Tunable RC Oscillator

An RC oscillator whose frequency can be trimmed by software is called a tunable RC oscillator. In AVR devices, the Oscillator Calibration Register (OSCCAL) is used for this purpose. It can be used to trim the calibrated internal RC oscillator to remove process variations from the oscillator frequency, as shown in the figure below. The OSCCAL register is one byte wide.

Figure 1. Calibrated 8MHz RC Oscillator Frequency vs. OSCCAL Value (ATmega8)

When an RC oscillator in a device is factory calibrated, the calibration byte is stored in the Signature Row of the device. The calibration byte can vary from one device to the other, as the RC oscillator frequency is process dependent.
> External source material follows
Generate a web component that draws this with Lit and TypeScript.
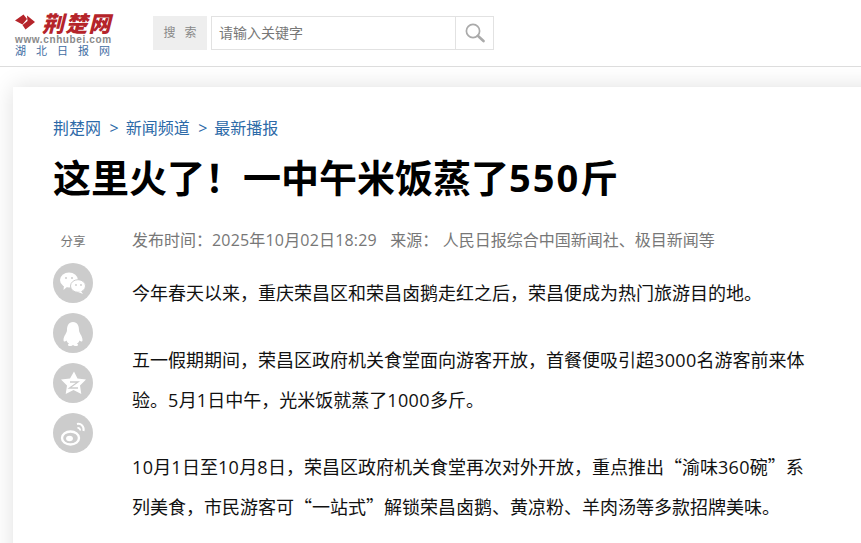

If a device has more than one oscillator, a calibration byte for each of the RC oscillators is stored in the Signature Row.

In most devices, the default RC oscillator calibration byte is automatically loaded from the Signature Row and copied into the OSCCAL register at start-up. For example, the default ATmega8 clock setting is the internal 1MHz RC oscillator; for this device the calibration byte corresponding to the 1MHz RC oscillator is automatically loaded at start-up. If the fuses are altered so that the 4MHz oscillator is used instead of the default setting, the calibration byte must be loaded into the OSCCAL register manually. A programming tool can be used to read the 4MHz calibration byte from the Signature Row and hence store it in a Flash or EEPROM location, which is read by the main program and copied into OSCCAL at run-time.